R - Selon moi, cette mesure va dans le mauvais sens. Deux ans pendant lesquels l'on peut être licencié sans raison, à tout moment, qu'est-ce que ça veut dire ? Que la précarité tend à devenir la règle, la condition obligée pour travailler. Et, deuxièmement, que la précarité sera concentrée sur les plus fragiles, les plus jeunes aujourd'hui, les plus âgés demain, les salariés des plus petites entreprises. Pas sur les professions protégées ! Qu'est-ce qui fait qu'un pays comme la France renonce aux idées de base de son contrat social ? Le contrat de travail, c'est le seul bien de ceux qui n'en ont pas d'autres.
Q - L'Europe : que propose l'UDF pour sortir de l'impasse ?
R - La crise de l'Europe est une crise d'inspiration. Plus personne n'est d'accord sur le projet. Or, c'est en faisant renaître le projet d'union politique de l'Europe qu'on parviendra à la sortir de l'impasse actuelle. Et ce projet, plus nécessaire que jamais, doit renaître d'abord autour des pays de l'euro. Il faudra de nouveaux dirigeants français, profondément européens. Je suis en désaccord avec Nicolas Sarkozy quand il propose de coiffer l'Europe par une sorte de directoire des six plus grands pays du continent. C'est une idée tout à fait contraire à l'inspiration européenne d'origine.
Q - La place de l'UDF dans le paysage politique d'aujourd'hui apparaît plutôt floue : ni dans la majorité ni dans l'opposition, ailleurs ?....
R - Accepter la question en termes de majorité-opposition, accepter qu'il n'y ait que deux réponses, cela signifie qu'on récuse la démarche d'un centre libre. Or, la France a besoin de sortir enfin de cette tenaille qui oblige à tomber sous la coupe de l'UMP si l'on est en désaccord avec le PS ou sous celle du PS si l'on ne se retrouve pas dans l'UMP. Des millions de Français attendent qu'apparaisse enfin un courant politique indépendant capable d'approuver quand c'est bien et de désapprouver quand les décisions sont mauvaises.
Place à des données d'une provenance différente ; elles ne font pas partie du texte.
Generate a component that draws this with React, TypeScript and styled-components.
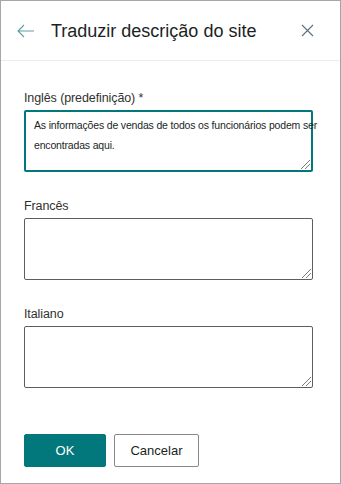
import React from "react";
import styled, { createGlobalStyle } from "styled-components";

const GlobalStyle = createGlobalStyle`
  html, body {
    margin: 0;
    padding: 0;
    background: #ffffff;
  }
  * {
    box-sizing: border-box;
  }
`;

const Panel = styled.div`
  width: 341px;
  height: 484px;
  border: 1px solid #a6a6a6;
  background: #ffffff;
  display: flex;
  flex-direction: column;
  font-family: "Liberation Sans", Arial, sans-serif;
  color: #323130;
`;

const Header = styled.div`
  height: 60px;
  display: flex;
  align-items: center;
  padding: 0 24px 0 16px;
  border-bottom: 1px solid #edebe9;
`;

const IconButton = styled.button`
  border: none;
  background: none;
  padding: 0;
  width: 18px;
  height: 18px;
  display: flex;
  align-items: center;
  justify-content: center;
  cursor: pointer;
`;

const Title = styled.h1`
  flex: 1;
  margin: 0 0 0 16px;
  font-size: 18px;
  font-weight: 400;
  color: #201f1e;
  padding-top: 1px;
`;

const Body = styled.div`
  flex: 1;
  display: flex;
  flex-direction: column;
  padding: 27px 0 0 23px;
`;

const Field = styled.div`
  display: flex;
  flex-direction: column;
  margin-bottom: 24px;
`;

const Label = styled.label`
  font-size: 12.5px;
  line-height: 20px;
  margin-bottom: 2px;
  color: #323130;
  letter-spacing: -0.1px;
`;

const TextBox = styled.div<{ $active?: boolean }>`
  position: relative;
  width: 289px;
  height: 62px;
  padding: ${(p) => (p.$active ? "3px 0 0 8px" : "4px 0 0 9px")};
  border: ${(p) => (p.$active ? "2px solid #03787c" : "1px solid #605e5c")};
  border-radius: 2px;
  font-size: 10.5px;
  line-height: 20px;
  letter-spacing: -0.17px;
  color: #201f1e;
  white-space: pre;
  outline: none;
`;

const Grip = styled.svg`
  position: absolute;
  right: 1px;
  bottom: 1px;
`;

const Actions = styled.div`
  display: flex;
  gap: 8px;
  margin-top: 22px;
`;

const Button = styled.button<{ $primary?: boolean }>`
  height: 33px;
  width: ${(p) => (p.$primary ? "82px" : "85px")};
  border-radius: 2px;
  border: 1px solid ${(p) => (p.$primary ? "#03787c" : "#8a8886")};
  background: ${(p) => (p.$primary ? "#03787c" : "#ffffff")};
  color: ${(p) => (p.$primary ? "#ffffff" : "#201f1e")};
  font-family: "Liberation Sans", Arial, sans-serif;
  font-size: 13px;
  padding: 0;
  cursor: pointer;
`;

const BackIcon = () => (
  <svg width="18" height="14" viewBox="0 0 18 14">
    <path d="M1 7 H17 M7 1 L1 7 L7 13" fill="none" stroke="#5f9ea1" strokeWidth="1.1" />
  </svg>
);

const CloseIcon = () => (
  <svg width="13" height="13" viewBox="0 0 13 13">
    <path d="M1 1 L12 12 M12 1 L1 12" fill="none" stroke="#5b6e80" strokeWidth="1.1" />
  </svg>
);

const ResizeGrip = () => (
  <Grip width="10" height="10" viewBox="0 0 10 10">
    <path d="M1 10 L10 1 M5 10 L10 5" fill="none" stroke="#6b6b6b" strokeWidth="0.9" />
  </Grip>
);

const fields = [
  {
    label: "Inglês (predefinição) *",
    value: "As informações de vendas de todos os funcionários podem ser\nencontradas aqui.",
    active: true,
  },
  { label: "Francês", value: "", active: false },
  { label: "Italiano", value: "", active: false },
];

export default function App() {
  return (
    <>
      <GlobalStyle />
      <Panel>
        <Header>
          <IconButton aria-label="Voltar">
            <BackIcon />
          </IconButton>
          <Title>Traduzir descrição do site</Title>
          <IconButton aria-label="Fechar">
            <CloseIcon />
          </IconButton>
        </Header>
        <Body>
          {fields.map((f) => (
            <Field key={f.label}>
              <Label>{f.label}</Label>
              <TextBox
                $active={f.active}
                role="textbox"
                aria-multiline="true"
                contentEditable
                suppressContentEditableWarning
              >
                {f.value}
                <ResizeGrip />
              </TextBox>
            </Field>
          ))}
          <Actions>
            <Button $primary>OK</Button>
            <Button>Cancelar</Button>
          </Actions>
        </Body>
      </Panel>
    </>
  );
}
Q - Depuis longtemps déjà, mais de plus en plus, les critiques chez vous l'emportent largement sur les approbations...
R - Le centre n'est pas la tiédeur. Le centre doit pouvoir être dur et tranchant. Il a suffisamment été caricaturé autrefois comme mou. Il a failli en mourir. Les gens n'ont pas envie de mollesse : ils nous demandent de tracer un chemin et de s'y tenir. J'ai approuvé le président de la République dans l'affaire irakienne, je l'ai approuvé quand il a parlé des charges sociales. Je le désapprouve quand il fait des promesses intenables. Je ne me suis pas retrouvé dans ses propos sur l'extension de l'usage de la bombe atomique.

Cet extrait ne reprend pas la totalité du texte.